Work out the number of lines containing "styles". Answer with nothing but that number.
=== MATERIAL PROVIDED ===
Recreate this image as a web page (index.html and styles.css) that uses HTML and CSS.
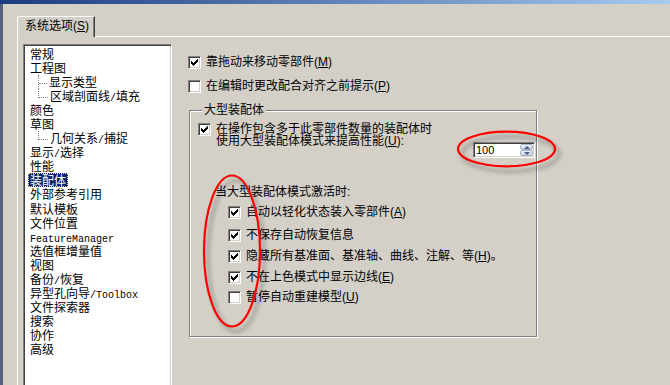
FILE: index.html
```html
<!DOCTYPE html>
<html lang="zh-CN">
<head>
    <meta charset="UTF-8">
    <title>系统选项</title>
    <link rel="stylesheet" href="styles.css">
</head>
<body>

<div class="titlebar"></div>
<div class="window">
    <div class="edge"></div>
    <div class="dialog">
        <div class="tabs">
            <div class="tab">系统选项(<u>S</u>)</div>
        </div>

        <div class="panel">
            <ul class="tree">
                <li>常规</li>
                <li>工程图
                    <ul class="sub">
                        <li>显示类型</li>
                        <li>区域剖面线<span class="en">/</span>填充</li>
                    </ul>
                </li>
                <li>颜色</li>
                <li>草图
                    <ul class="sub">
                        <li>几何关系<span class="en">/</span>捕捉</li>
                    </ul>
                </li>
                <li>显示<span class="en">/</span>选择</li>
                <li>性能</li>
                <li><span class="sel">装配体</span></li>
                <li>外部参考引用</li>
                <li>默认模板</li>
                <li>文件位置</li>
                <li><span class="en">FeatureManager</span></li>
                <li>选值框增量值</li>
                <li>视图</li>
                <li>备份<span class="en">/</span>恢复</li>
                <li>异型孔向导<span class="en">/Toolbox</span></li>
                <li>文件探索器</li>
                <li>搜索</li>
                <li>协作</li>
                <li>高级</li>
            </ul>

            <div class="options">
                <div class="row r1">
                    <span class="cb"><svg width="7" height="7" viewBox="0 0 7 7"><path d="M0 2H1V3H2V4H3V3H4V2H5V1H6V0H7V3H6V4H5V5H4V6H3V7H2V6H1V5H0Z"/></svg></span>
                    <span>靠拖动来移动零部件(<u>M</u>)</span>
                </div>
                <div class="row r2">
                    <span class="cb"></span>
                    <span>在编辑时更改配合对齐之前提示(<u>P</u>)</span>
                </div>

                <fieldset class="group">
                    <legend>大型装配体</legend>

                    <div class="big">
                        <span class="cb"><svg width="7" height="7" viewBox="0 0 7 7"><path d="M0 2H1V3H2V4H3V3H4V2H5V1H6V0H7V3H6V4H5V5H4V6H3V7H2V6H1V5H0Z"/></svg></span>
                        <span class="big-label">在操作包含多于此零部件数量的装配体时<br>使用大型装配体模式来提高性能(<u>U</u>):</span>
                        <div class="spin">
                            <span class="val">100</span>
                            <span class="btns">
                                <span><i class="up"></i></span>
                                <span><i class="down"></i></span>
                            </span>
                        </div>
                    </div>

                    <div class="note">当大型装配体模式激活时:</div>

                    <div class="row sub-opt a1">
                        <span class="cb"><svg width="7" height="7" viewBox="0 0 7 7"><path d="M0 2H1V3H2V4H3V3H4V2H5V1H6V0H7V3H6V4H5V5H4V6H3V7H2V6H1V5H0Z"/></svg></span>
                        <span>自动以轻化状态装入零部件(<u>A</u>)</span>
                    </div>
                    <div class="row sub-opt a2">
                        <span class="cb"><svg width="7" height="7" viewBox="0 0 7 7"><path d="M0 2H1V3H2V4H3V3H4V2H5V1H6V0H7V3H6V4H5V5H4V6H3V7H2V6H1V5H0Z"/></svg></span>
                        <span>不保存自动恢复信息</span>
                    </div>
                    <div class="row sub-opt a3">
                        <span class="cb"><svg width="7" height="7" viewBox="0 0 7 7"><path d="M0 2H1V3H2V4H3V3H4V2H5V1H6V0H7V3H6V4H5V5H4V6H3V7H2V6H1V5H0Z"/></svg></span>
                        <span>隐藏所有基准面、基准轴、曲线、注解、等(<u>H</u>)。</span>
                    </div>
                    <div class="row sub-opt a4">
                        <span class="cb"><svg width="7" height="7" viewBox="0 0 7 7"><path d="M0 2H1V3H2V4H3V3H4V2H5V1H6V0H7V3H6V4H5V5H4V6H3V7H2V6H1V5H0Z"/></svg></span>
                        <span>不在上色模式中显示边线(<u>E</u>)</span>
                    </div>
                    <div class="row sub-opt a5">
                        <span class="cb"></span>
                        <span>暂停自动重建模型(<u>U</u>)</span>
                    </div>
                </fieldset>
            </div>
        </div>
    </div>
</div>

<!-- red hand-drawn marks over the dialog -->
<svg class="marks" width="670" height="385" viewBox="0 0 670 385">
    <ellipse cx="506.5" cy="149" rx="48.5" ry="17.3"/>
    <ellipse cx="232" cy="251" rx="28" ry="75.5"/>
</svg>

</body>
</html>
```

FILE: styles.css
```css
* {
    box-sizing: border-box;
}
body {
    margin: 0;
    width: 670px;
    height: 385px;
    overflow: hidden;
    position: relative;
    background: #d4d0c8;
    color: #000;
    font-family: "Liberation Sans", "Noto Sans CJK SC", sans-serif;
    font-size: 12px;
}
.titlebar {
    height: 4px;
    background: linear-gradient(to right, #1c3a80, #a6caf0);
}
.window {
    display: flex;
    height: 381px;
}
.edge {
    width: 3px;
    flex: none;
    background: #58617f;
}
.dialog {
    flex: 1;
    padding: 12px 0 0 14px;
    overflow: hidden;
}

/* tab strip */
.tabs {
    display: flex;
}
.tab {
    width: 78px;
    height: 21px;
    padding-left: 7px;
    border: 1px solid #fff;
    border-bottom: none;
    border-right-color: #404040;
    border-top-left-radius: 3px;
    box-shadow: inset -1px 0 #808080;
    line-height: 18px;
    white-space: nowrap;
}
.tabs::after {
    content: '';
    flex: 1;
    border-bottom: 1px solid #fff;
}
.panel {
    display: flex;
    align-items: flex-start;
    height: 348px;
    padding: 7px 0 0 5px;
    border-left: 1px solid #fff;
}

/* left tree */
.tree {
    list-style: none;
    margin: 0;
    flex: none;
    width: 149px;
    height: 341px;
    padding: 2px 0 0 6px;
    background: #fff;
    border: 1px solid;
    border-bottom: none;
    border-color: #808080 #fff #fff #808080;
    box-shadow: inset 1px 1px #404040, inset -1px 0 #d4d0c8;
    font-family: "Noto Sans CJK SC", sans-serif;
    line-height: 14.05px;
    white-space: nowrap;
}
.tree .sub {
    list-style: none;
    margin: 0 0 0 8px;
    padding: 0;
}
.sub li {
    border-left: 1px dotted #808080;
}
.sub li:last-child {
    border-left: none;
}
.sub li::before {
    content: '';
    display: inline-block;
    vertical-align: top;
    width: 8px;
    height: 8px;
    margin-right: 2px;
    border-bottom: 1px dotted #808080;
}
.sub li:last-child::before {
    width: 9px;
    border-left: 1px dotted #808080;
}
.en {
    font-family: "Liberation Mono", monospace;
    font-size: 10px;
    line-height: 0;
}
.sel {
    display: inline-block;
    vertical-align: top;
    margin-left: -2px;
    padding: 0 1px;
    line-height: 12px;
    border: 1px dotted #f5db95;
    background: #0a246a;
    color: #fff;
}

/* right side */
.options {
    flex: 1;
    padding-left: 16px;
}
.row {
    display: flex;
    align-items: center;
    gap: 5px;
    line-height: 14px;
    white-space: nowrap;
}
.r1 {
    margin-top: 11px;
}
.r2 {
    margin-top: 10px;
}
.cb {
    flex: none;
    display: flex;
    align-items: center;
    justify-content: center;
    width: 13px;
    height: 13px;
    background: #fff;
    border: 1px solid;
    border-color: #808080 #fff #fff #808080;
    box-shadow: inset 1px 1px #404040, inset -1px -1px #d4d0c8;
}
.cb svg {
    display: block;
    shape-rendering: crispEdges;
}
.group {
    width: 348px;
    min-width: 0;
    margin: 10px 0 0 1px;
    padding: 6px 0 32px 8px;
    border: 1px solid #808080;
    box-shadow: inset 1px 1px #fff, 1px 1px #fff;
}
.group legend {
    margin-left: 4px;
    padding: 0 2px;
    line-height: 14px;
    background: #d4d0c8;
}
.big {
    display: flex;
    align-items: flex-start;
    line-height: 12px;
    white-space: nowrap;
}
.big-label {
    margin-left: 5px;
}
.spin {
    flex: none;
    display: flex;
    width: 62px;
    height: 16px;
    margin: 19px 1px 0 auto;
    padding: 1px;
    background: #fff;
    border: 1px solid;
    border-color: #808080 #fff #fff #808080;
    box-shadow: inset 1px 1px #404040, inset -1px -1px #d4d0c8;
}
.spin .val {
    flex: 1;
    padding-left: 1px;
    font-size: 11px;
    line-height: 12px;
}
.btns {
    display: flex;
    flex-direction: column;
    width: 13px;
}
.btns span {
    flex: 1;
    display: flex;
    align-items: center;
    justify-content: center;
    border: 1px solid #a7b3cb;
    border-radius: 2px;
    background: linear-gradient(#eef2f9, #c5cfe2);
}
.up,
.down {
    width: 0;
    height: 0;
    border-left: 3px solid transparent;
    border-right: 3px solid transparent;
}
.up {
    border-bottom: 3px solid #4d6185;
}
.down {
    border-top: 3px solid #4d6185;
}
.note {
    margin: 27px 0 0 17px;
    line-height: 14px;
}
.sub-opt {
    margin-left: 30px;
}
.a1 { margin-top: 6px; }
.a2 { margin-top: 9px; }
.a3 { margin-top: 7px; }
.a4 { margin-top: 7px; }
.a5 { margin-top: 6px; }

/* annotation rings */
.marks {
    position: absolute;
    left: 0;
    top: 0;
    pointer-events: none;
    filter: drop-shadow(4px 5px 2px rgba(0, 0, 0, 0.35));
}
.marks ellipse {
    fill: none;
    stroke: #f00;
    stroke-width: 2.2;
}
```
===
* **RESULT OF THIS TASK**
3